Sixty years ago, people were then, as now, preparing to celebrate the new year.
No one knew it then, but 1963 would turn out to be one of the most eventful years in peacetime history.
First up: music. 1963 saw a certain Liverpool group reach number one with their first three single releases. The band was Gerry and the Pacemakers.
Of course, 1963 was also the year when another Liverpool group, The Beatles also scored their first three number ones.
This was the year Beatlemania really took hold in Britain.
As it turned out, it was the Fab Four not the Pacemakers who would dominate the thriving music scene for the rest of the decade.
In February, the poet and author, Sylvia Plath died at the age of thirty. In March, the hugely controversial Beeching Report on the future of Britain’s railways was published.
In June, Soviet cosmonaut, Valentina Tereshkova became the first woman to go into space.
In August, the Great Train Robbery captured £2.6 million and many people’s imaginations.
“The times they are a-changing” as Bob Dylan sang in a famous song written in the autumn of this year. In the summer, civil rights leader, Dr Martin Luther King delivered his legendary, “I have a dream speech.”
US President, John F. Kennedy himself declared “Ich bin ein Berliner” on a visit to the Berlin Wall in June. In the same month, British boxer Henry Cooper floored young Cassius Clay (who would later become Mohammad Ali) in a match at Wembley Stadium.
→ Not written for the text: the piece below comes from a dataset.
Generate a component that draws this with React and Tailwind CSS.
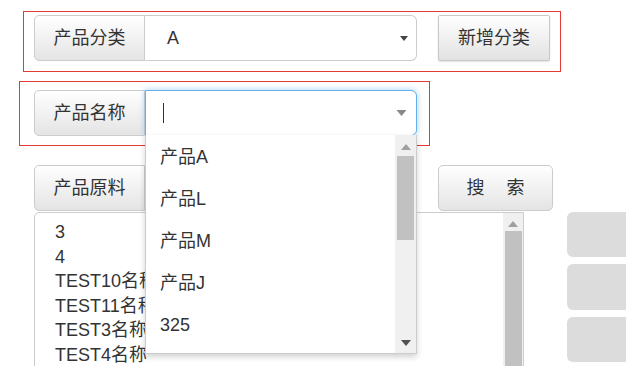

In July, Labour politician, Viscount Stansgate was finally able to renounce his peerage and take up his seat in the Commons as Tony Benn.
New films released in 1963 included The Great Escape, From Russia With Love and Alfred Hitchcock’s The Birds. In November, a new science fiction series, Doctor Who aired for the first time on the BBC.
PM Harold Macmillan’s year started badly when the UK attempt to join the newish European Common Market (the forerunner to the EU) was abruptly vetoed by the French leader, Charles de Gaulle. But far worse was to come when his government become embroiled in the biggest political scandal of the 20th century.
The Profumo Affair began with Minister of War, John Profumo who lied to Macmillan and to his fellow MPs about his affair with Christine Keeler.
Profumo soon admitted his guilt and resigned but the scandal soon grew incorporating fears that vital secrets had been leaked to the Russians, highlighting the activities of the notorious slum landlord Peter Rachman and leading to the suicide of society osteopath, Dr Stephen Ward.
The scandal provided a golden opportunity for Labour’s new young Opposition leader, Harold Wilson who had taken over soon after the sudden death of Hugh Gaitskell in February.
Wilson exploited the Tories’ misery to the full and spoke excitedly of “the white heat of revolution.” By the autumn, Macmillan had had enough.
When he fell ill during the Tory Party Conference he seized the opportunity to retire on health grounds. The unlikely figure of Sir Alec Douglas Home was picked as his successor. A year later, Home would lead the Tories to defeat against Harold Wilson’s Labour Party in the 1964 General Election.
On November 22, two famous British authors died. Aldous Huxley had written Brave New World while C.S Lewis had written the Chronicles of Narnia. News of both of their deaths would be completely overshadowed by events in Dallas on the same day.
The news of the assassination of President John F Kennedy while on a campaign visit to Texas was to prove one of the shocking and most devastating news events of all time.
It was said that for decades afterwards everyone could remember where they had been when they first heard the news. Kennedy’s own alleged assassin, Lee Harvey Oswald was himself gunned down as he was being filmed live on US TV just two days’ later.
The hugely eventful year of 1963 ended just over a month later.